* EXERCISE TASK *
Go through the material below, count the lines with the word "React", and reply with the count alone.

* DATA LINES *
--------

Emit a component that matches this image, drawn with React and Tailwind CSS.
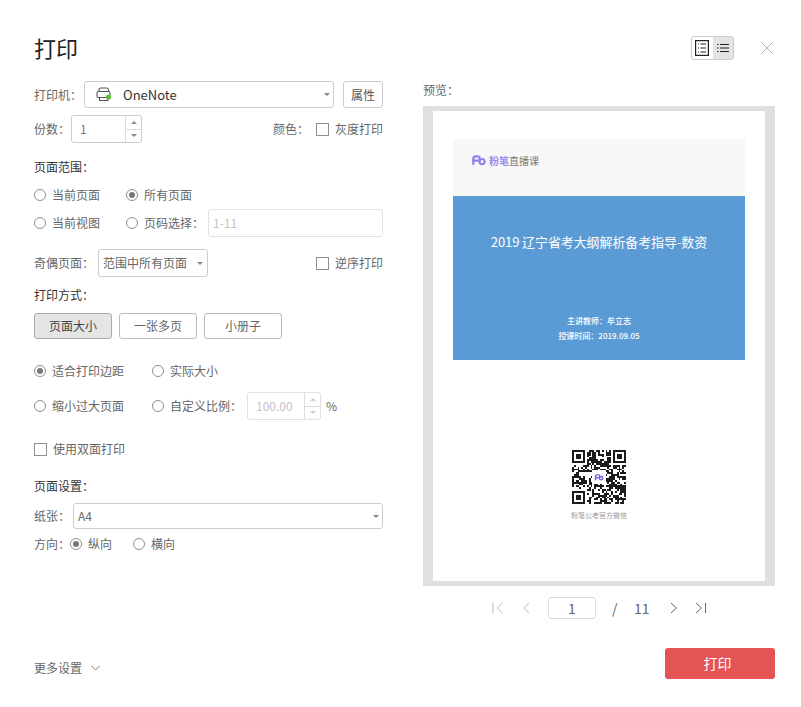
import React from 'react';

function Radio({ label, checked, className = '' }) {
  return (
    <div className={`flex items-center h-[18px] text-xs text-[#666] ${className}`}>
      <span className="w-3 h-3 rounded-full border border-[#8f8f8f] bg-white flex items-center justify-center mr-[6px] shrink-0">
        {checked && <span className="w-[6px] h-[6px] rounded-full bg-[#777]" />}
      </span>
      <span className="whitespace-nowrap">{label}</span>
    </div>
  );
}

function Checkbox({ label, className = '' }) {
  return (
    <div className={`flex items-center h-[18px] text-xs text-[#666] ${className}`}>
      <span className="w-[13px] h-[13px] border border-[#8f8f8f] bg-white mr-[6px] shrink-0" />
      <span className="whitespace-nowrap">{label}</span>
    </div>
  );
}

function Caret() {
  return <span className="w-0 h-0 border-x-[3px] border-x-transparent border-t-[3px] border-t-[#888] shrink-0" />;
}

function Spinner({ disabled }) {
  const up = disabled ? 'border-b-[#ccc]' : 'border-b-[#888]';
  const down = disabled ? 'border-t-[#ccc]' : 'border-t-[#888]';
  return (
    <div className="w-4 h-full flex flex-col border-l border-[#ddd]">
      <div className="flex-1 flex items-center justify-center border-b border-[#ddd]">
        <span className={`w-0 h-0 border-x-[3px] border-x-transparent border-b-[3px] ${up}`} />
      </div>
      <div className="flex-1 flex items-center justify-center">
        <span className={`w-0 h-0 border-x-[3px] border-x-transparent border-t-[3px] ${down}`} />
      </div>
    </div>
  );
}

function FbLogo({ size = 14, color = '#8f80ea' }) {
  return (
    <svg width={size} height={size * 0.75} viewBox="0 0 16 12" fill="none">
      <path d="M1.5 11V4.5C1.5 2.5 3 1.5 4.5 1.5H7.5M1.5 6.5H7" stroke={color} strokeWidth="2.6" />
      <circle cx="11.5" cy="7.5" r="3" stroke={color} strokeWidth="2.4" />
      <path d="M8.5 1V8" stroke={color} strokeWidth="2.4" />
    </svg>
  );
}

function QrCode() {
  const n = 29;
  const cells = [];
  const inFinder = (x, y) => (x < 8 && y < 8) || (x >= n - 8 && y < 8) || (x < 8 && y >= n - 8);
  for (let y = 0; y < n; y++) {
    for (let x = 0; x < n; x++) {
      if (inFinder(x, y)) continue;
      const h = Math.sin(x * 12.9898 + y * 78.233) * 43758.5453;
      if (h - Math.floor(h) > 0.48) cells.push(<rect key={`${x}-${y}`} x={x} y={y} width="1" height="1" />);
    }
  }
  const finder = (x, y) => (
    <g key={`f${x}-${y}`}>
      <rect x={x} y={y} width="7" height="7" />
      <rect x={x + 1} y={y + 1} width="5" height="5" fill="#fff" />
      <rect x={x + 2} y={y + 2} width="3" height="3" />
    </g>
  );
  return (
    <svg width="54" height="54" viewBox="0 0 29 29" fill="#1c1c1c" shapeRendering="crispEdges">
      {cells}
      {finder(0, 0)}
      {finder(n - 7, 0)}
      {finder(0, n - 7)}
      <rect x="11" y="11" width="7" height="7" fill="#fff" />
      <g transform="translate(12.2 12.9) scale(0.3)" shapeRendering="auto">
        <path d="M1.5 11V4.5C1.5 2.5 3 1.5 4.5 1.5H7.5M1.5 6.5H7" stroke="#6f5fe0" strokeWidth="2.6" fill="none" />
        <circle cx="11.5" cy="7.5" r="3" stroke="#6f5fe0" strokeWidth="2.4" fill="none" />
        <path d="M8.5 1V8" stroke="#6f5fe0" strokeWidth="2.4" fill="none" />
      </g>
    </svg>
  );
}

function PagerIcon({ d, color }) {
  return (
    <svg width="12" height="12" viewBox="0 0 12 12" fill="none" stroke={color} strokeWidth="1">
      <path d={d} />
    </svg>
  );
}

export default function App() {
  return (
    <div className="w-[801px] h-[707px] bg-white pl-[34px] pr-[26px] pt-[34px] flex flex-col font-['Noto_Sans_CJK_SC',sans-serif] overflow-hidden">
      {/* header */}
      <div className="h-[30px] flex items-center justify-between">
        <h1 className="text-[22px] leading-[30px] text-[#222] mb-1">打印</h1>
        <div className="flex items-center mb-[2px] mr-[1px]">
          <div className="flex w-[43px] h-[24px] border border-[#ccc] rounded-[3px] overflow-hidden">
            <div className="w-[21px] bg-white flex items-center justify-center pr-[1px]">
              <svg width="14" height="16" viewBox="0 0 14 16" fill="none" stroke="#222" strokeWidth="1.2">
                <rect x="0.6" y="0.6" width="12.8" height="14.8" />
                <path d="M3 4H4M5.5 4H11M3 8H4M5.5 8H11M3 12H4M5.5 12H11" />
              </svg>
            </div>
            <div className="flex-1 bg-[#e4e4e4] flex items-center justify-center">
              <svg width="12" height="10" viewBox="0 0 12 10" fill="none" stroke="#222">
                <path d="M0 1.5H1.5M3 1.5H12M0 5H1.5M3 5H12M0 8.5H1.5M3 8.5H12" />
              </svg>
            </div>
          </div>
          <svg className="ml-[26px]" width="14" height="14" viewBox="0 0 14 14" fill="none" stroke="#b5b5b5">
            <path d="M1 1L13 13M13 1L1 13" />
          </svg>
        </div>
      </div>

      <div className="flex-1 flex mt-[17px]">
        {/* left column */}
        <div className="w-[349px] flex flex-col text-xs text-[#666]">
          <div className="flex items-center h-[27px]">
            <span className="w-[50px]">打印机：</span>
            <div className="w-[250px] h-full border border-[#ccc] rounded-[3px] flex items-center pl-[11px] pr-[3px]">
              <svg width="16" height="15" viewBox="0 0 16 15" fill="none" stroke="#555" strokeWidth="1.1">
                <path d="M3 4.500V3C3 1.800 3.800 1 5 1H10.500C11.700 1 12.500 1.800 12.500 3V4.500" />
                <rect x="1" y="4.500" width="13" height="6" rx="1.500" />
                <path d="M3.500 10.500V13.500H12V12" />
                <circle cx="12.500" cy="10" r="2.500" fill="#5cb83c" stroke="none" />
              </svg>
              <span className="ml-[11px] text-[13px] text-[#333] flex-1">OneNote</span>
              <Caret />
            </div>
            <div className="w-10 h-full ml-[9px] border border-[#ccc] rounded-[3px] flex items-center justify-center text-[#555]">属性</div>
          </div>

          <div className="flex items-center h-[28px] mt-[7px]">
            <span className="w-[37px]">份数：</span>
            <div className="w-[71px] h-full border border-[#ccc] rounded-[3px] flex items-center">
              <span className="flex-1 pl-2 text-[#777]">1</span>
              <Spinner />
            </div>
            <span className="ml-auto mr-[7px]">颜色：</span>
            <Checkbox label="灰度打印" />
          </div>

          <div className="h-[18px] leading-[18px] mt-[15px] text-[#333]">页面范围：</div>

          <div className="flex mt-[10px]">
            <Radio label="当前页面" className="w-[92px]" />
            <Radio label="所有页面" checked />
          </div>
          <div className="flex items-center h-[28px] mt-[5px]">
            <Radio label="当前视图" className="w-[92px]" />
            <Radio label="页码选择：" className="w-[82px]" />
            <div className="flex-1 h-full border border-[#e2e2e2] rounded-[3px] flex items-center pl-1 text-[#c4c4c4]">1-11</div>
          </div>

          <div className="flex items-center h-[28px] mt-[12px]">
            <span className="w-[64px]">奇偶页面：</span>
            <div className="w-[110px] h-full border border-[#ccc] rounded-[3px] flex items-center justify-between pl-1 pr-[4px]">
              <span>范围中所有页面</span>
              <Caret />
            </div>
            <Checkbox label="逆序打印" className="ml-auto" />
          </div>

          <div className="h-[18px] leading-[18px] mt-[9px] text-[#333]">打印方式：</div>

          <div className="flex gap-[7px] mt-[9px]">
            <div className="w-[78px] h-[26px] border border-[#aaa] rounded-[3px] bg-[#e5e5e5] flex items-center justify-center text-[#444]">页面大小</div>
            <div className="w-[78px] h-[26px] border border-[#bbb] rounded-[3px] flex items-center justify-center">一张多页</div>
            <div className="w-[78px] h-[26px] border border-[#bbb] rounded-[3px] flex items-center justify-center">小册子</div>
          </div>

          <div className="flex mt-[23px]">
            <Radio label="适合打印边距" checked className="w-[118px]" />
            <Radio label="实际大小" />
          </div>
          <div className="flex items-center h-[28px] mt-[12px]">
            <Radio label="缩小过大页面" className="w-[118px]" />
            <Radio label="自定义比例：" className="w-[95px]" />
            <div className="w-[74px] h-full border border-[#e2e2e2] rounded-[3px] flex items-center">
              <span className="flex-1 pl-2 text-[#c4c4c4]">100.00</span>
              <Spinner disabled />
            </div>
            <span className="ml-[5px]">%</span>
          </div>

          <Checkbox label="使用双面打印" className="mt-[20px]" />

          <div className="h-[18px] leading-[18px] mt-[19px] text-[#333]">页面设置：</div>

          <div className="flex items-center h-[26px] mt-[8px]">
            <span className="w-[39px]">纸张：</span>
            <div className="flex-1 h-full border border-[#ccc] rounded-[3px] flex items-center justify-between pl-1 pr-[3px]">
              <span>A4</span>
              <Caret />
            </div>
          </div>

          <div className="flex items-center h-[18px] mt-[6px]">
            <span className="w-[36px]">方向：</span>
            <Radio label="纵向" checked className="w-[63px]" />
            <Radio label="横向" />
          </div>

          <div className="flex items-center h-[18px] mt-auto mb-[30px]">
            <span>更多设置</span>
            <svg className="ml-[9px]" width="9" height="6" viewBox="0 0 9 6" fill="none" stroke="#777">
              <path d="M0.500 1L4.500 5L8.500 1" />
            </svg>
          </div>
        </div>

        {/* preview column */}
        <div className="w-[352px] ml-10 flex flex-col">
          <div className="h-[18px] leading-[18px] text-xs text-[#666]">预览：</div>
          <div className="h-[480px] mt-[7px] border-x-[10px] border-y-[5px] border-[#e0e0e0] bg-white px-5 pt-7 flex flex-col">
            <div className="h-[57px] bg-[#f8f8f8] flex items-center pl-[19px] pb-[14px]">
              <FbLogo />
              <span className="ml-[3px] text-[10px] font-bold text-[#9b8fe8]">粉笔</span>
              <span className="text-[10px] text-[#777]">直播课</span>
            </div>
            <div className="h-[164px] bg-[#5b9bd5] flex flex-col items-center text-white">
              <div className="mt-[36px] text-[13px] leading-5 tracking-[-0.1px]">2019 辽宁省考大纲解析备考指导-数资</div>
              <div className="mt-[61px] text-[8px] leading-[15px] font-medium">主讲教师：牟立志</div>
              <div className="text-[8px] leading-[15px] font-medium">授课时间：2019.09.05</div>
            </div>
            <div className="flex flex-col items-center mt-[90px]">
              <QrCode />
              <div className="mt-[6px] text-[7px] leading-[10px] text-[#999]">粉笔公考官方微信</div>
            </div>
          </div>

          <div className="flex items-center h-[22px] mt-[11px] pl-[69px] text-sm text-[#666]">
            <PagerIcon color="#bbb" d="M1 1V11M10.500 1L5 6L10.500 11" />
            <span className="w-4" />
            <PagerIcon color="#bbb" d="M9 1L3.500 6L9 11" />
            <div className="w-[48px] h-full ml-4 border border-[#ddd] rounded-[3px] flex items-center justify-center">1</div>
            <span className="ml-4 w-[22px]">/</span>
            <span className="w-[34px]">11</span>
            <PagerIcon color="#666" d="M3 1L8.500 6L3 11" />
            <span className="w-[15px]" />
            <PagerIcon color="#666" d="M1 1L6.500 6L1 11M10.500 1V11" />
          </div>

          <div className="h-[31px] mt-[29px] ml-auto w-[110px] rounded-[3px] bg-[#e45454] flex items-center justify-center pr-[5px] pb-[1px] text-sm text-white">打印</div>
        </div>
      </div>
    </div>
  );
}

--------

* REPLY TO THE TASK *
2